Pero lo suyo, lo más de verdad suyo, fueron los libros. Lo leía todo. Le gustaban Blasco Ibáñez y las crónicas que hablaban de nuestra guerra, sobre todo si tenían una vena anarquista. El día de su entierro, su mujer y su hijo le pusieron en las manos, como para que lo acompañaran en el viaje, uno de esos libros y Otro mundo, la novela donde hablo de mi padre y que él guardaba, con casi todas las mías, en su querida y sabiamente abultada biblioteca. En ese instante pensé que, sólo por ese gesto de su familia, dedicarme a la literatura había valido la pena.

Regreso a cuando lo encontraba algunos días en el banco de piedra cerca de la plaza. Sabíamos los dos que no hace falta tener buen oído para entender lo que se habla. Compartíamos un mundo que venía de lejos, gente amiga, libros y películas, nombres que siempre permanecerían en nuestra memoria contra la marea inquietante del olvido. Si vas a escribir algo sobre mi padre, pon sobre todo que fue una persona íntegra. Me lo escribió su hijo en un wasap el pasado domingo.
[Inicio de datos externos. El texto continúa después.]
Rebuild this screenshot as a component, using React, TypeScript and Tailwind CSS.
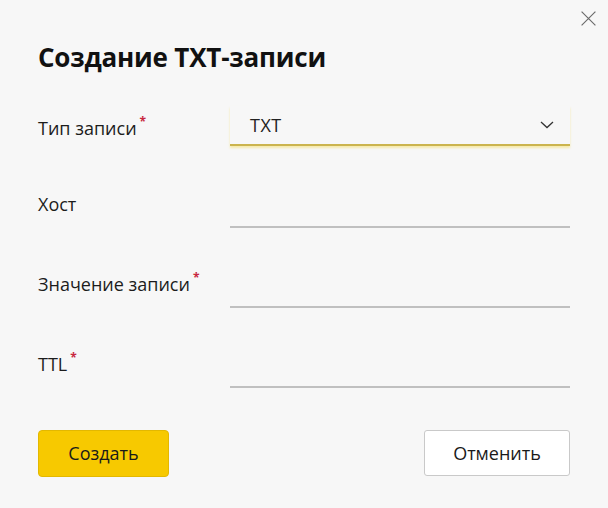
import React from 'react';

const font = { fontFamily: '"Open Sans", "Noto Sans", Arial, sans-serif' };

const Required = () => (
  <span className="ml-[3px] inline-block align-top text-[12px] leading-[12px] font-bold text-[#c8283f]">*</span>
);

type RowProps = {
  label: string;
  required?: boolean;
  children: React.ReactNode;
  height: string;
};

const Row: React.FC<RowProps> = ({ label, required, children, height }) => (
  <div className={`flex items-end ${height}`}>
    <div className="mb-[12px] w-[192px] text-[18px] leading-[24px] text-[#1c1c1c]">
      {label}
      {required && <Required />}
    </div>
    <div className="w-[340px]">{children}</div>
  </div>
);

const TextLine = () => (
  <div className="h-[38px] border-b-2 border-[#c0c0c0]" />
);

export default function App() {
  return (
    <div className="relative h-[508px] w-[608px] overflow-hidden bg-[#f7f7f7]" style={font}>
      <button className="absolute right-[11px] top-[10px] p-0 text-[#6b6b6b]" aria-label="Закрыть">
        <svg width="17" height="17" viewBox="0 0 16 16" fill="none" stroke="currentColor" strokeWidth="1.1">
          <path d="M1.5 1.5 L14.5 14.5 M14.5 1.5 L1.5 14.5" />
        </svg>
      </button>

      <div className="pl-[38px] pt-[40px]">
        <h1 className="text-[26px] font-bold leading-[34px] tracking-[-0.2px] text-[#111]">Создание TXT-записи</h1>

        <div className="-mt-[8px]">
          <div className="flex h-[80px] items-end">
            <div className="mb-[6px] w-[192px] text-[18px] leading-[24px] text-[#1c1c1c]">
              Тип записи
              <Required />
            </div>
            <div className="flex h-[40px] w-[340px] items-center justify-between border-b-2 border-[#cbb44e] pl-[20px] pr-[16px] shadow-[0_2px_2px_rgba(245,225,120,0.6)]">
              <span className="text-[18px] tracking-[0.5px] text-[#222]">TXT</span>
              <svg width="14" height="8" viewBox="0 0 14 8" fill="none" stroke="#333" strokeWidth="1.3">
                <path d="M1 1 L7 6.5 L13 1" />
              </svg>
            </div>
          </div>

          <Row label="Хост" height="h-[82px]">
            <TextLine />
          </Row>
          <Row label="Значение записи" required height="h-[80px]">
            <TextLine />
          </Row>
          <Row label="TTL" required height="h-[80px]">
            <TextLine />
          </Row>
        </div>

        <div className="mt-[42px] flex w-[532px] justify-between">
          <button className="h-[47px] w-[131px] rounded-[4px] border border-[#e3b800] bg-[#f7c900] text-[18px] text-[#1a1a1a]">
            Создать
          </button>
          <button className="h-[46px] w-[146px] rounded-[3px] border border-[#c9c9c9] bg-white text-[18px] text-[#1a1a1a]">
            Отменить
          </button>
        </div>
      </div>
    </div>
  );
}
Y lo pongo aquí, en esta columna que es de las que más quiero entre las miles que llevo escritas en mi vida de periodista. Sabíamos los dos que el tiempo de los dragones que echan fuego por la boca está regresando con una impunidad que aterra. Pero los desmanes del odio nunca fueron con Arlequín. Lo suyo siempre fue mirar a quien piensa diferente para intentar descubrir -o entender, aunque no lo compartiera- qué está pasando al otro lado, el que no era el suyo.

Morir es irse «más lejos de lo lejos», escribía César Vallejo, el inmenso poeta peruano. No sé cuánta de esa lejanía hay ahora entre Arlequín y quienes seguimos en el tajo tantas veces difícil de la vida. Me gusta pensar que ninguna, que sigue ahí, en ese banco de piedra donde a veces lo encontraba y nos poníamos a hablar de lo que fuera, como si la palabra siguiera siendo -y no el silencio- un hermoso lugar para vivir. Seguro que uno de los más hermosos. Seguro.